OpenAI, the company behind ChatGPT, is publicly projecting $2.5 billion in advertising revenue in 2026 scaling to $100 billion annually by 2030. According to figures cited in MarketingProfs’s April AI update, the company’s early advertising pilot generated $100 million in annualised revenue within two months. For African marketers still treating AI as an internal productivity tool, that is the wake up call. Conversational AI is becoming a media channel, and the buying interfaces are being built right now.

Why conversational AI is so valuable to advertisers

Traditional digital advertising relies on inferring user intent from behaviour.
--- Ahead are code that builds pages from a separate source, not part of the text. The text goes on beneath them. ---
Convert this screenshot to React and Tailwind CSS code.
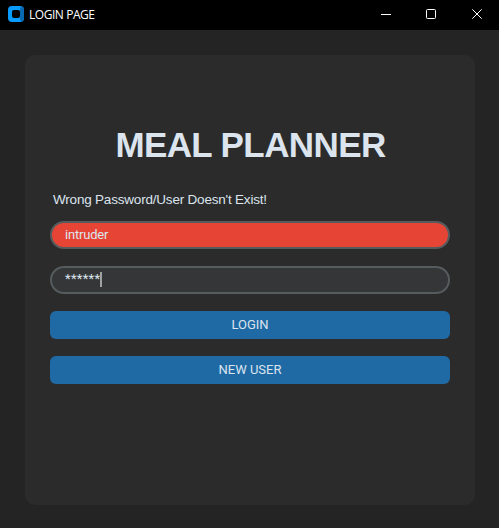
function AppIcon() {
  return (
    <svg width="16" height="16" viewBox="0 0 16 16">
      <rect width="16" height="16" rx="4" fill="#0a9bff" />
      <path d="M12 4V3l1-3a4 4 0 0 1 3 4v8a4 4 0 0 1-3 4l-1-3z" fill="#0868b0" />
      <rect x="4" y="4" width="8" height="8" rx="2" fill="#000" />
    </svg>
  );
}

function TitleBar() {
  return (
    <header className="flex h-[30px] items-center bg-black pb-[2px] pl-2 text-white">
      <AppIcon />
      <h1 className="ml-[5px] flex-1 pt-px font-['Open_Sans',sans-serif] text-[12px] leading-4 tracking-[-0.45px]">LOGIN PAGE</h1>
      <button className="flex h-full w-[46px] items-center justify-center" aria-label="Minimize">
        <svg width="10" height="10" shapeRendering="crispEdges"><path d="M0 5h10v1H0z" fill="#fff" /></svg>
      </button>
      <button className="flex h-full w-[44px] items-center justify-center" aria-label="Maximize">
        <svg width="10" height="10"><rect x=".5" y=".5" width="9" height="9" rx="1" fill="none" stroke="#fff" /></svg>
      </button>
      <button className="flex h-full w-[46px] items-center justify-center pl-[2px]" aria-label="Close">
        <svg width="10" height="10"><path d="M.3.3l9.4 9.4M9.7.3L.3 9.7" stroke="#fff" /></svg>
      </button>
    </header>
  );
}

function ActionButton({ children }) {
  return (
    <button className="mt-[17px] block h-7 w-full rounded-[6px] bg-[#1f6aa5] text-center text-[13px] leading-7 text-[#dce4ee]">
      {children}
    </button>
  );
}

export default function App() {
  return (
    <div className="flex h-[528px] w-[499px] flex-col overflow-hidden bg-[#242424] font-[Roboto,sans-serif]">
      <TitleBar />
      <main className="mx-[25px] mt-[25px] h-[450px] w-[450px] rounded-[10px] bg-[#2b2b2b] px-[25px] pt-[70px]">
        <h2 className="h-10 whitespace-nowrap pl-px text-center font-['Liberation_Sans',Arial,sans-serif] text-[35px] leading-10 font-bold tracking-[-0.6px] text-[#dce4ee]">
          MEAL PLANNER
        </h2>
        <p className="mt-[25px] h-5 pl-[3px] font-['Liberation_Sans',Arial,sans-serif] text-[13.5px] leading-5 tracking-[-0.2px] text-[#dce4ee]">
          Wrong Password/User Doesn't Exist!
        </p>
        <div className="mt-[11px] flex h-7 items-center rounded-full border-2 border-[#565b5e] bg-[#e64435] pl-[13px] text-[13px] tracking-[-0.2px] text-[#dce4ee]">
          intruder
        </div>
        <div className="mt-[17px] flex h-7 items-center rounded-full border-2 border-[#565b5e] bg-[#343638] pl-[13px] text-[13px] text-[#dce4ee]">
          <span className="w-[35px] pb-[2px] tracking-[0.3px]">******</span>
          <span className="mb-px h-[15px] w-[2px] bg-[#a0a2a4]" />
        </div>
        <ActionButton>LOGIN</ActionButton>
        <ActionButton>NEW USER</ActionButton>
      </main>
    </div>
  );
}
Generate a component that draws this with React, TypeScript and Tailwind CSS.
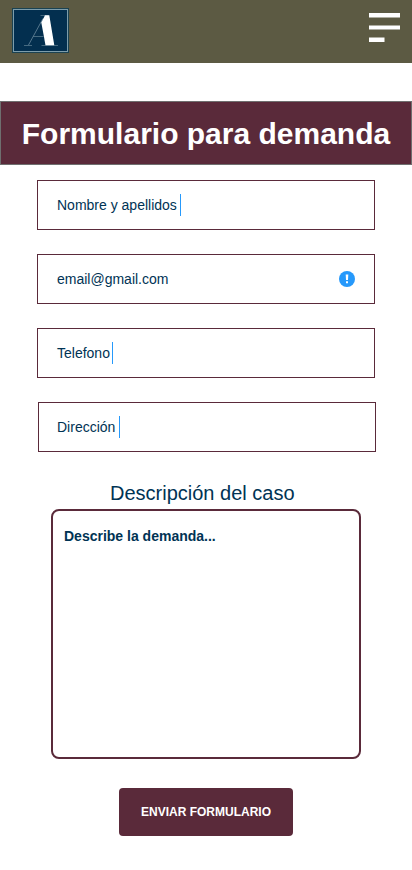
import React from "react";

function Logo() {
  return (
    <svg width="57" height="45" viewBox="0 0 57 45" aria-label="Logo">
      <rect width="57" height="45" fill="#1b4251" />
      <rect x="1.5" y="1.5" width="54" height="42" fill="#032f4f" stroke="#7d9dab" />
      <path d="M28.500 7.500h8M12 37.500h8M29.500 37.500H46M21 28.500h10.500" stroke="#466a80" fill="none" />
      <path d="M16.500 37L31 10.500" stroke="#5f7f94" strokeWidth="0.900" fill="none" />
      <path d="M33 7.300h4.300l5 30H33.500L29.300 14.500z" fill="#fff" />
    </svg>
  );
}

type FieldProps = { label: string; caret?: string; alert?: boolean; className?: string };

function Field({ label, caret, alert, className = "ml-[37px] pl-[19px]" }: FieldProps) {
  return (
    <div className={`flex h-[50px] w-[338px] items-center border border-[#5a2a3a] pr-[19px] text-sm text-[#003354] ${className}`}>
      <span>{label}</span>
      {caret && <span className={`h-[22px] w-px bg-[#2699fb] ${caret}`} />}
      {alert && (
        <svg className="ml-auto" width="16" height="16" viewBox="0 0 16 16">
          <circle cx="8" cy="8" r="8" fill="#2699fb" />
          <path d="M6.700 3.500h2.600l-.3 5.500H7zM7 10.300h2v2H7z" fill="#fff" />
        </svg>
      )}
    </div>
  );
}

export default function App() {
  return (
    <div className="h-[870px] w-[412px] overflow-hidden bg-white font-['Liberation_Sans',Arial,sans-serif]">
      <header className="flex h-[63px] items-start justify-between bg-[#5c5a43] pt-2 pr-3 pl-3">
        <Logo />
        <svg className="mt-[5px]" width="31" height="29" viewBox="0 0 31 29">
          <path d="M0 0h31v4.500H0zM0 12.400h31v4.200H0zM0 24.500h15.500v4.500H0z" fill="#fff" />
        </svg>
      </header>
      <h1 className="mt-[38px] flex h-16 items-center justify-center border border-[#6f6f6f] bg-[#5a2a3a] text-[30px] font-bold whitespace-nowrap text-white">
        Formulario para demanda
      </h1>
      <form className="mt-[15px] flex flex-col">
        <div className="flex flex-col gap-6">
          <Field label="Nombre y apellidos" caret="ml-[3px]" />
          <Field label="email@gmail.com" alert />
          <Field label="Telefono" caret="ml-[2px]" />
          <Field label="Dirección" caret="ml-[4px]" className="ml-[38px] pl-[18px]" />
        </div>
        <label className="mt-[27px] ml-[110px] h-[30px] text-xl leading-[28px] text-[#003354]">Descripción del caso</label>
        <div className="ml-[51px] h-[250px] w-[310px] rounded-lg border-2 border-[#5a2a3a] px-[11px] pt-[15px] text-sm font-bold text-[#003354]">
          Describe la demanda...
        </div>
        <button type="button" className="mt-[29px] ml-[119px] h-12 w-[174px] rounded bg-[#5a2a3a] text-xs font-bold text-white">
          ENVIAR FORMULARIO
        </button>
      </form>
    </div>
  );
}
Search ads come closer because users type what they want. Conversational AI advertising goes further still. When a user asks ChatGPT for the best running shoes for flat feet under fifty thousand naira, that is not an inferred intent. It is an explicitly stated, fully contextualised commercial intent expressed in natural language. For brands, this is the cleanest signal of purchase readiness ever offered by a digital platform.

The risk, as OpenAI itself acknowledges, is trust erosion. AI assistants work because users believe the answers are objective. Inserting paid placements clumsily breaks that trust quickly. OpenAI is reportedly designing its ad layer with explicit transparency, separation from core responses, and clear disclosure, though the long term execution will determine whether users accept it.

What this looks like across the AI advertising race

OpenAI is not moving alone. Meta’s Manus AI rollout inside Ads Manager, covered in our recent piece on the African advertising implications, is one move. Google’s Universal Commerce Protocol, which lets AI agents handle the full shopping journey from research to checkout, is another. Perplexity, Anthropic, Nvidia, and Snowflake are all building autonomous agent capabilities with commercial implications.

The global MarTech market itself is now valued at approximately $669 billion in 2026 and growing at over 19 percent annually, with autonomous marketing agents named as a defining trend by Precedence Research. Africa’s share of that pie is small in absolute terms but growing fast, with Nigerian, Kenyan, and South African brands among the early adopters of generative tools in advertising.

What African brands and agencies should do now

1. Audit your AI search visibility. Tools like AEO (Answer Engine Optimisation) are already being adopted by sophisticated South African agencies. If your brand does not appear in ChatGPT, Perplexity, or Gemini responses to high intent commercial queries, you are already losing market share you cannot see in your analytics.

2. Build first party data infrastructure. Conversational AI advertising will reward brands with rich, consented customer data that can be matched against AI surfaces. Cookie based retargeting is dying. Owned data is the new currency, a point covered well in the African Marketing Confederation’s 2026 trends outlook.

3. Negotiate AI usage rights into creator deals. As more African creator content gets pulled into AI training and AI surfaced recommendations, brands and creators alike should formalise how that content can be used by AI platforms commercially.

4. Prepare for AI agent commerce. When a customer’s AI agent shops on their behalf, the agent does not respond to TikTok ads or display banners. It responds to clean product data, structured pricing, and authoritative review signals. African ecommerce brands that get this right early will compound the advantage.

The $100 billion number is not a finished prediction. It is a strategic signal. The advertising industry is being rebuilt around AI assistants, and Africa has roughly two years to build the muscle memory for it before global brands and platforms decide how the local market gets served.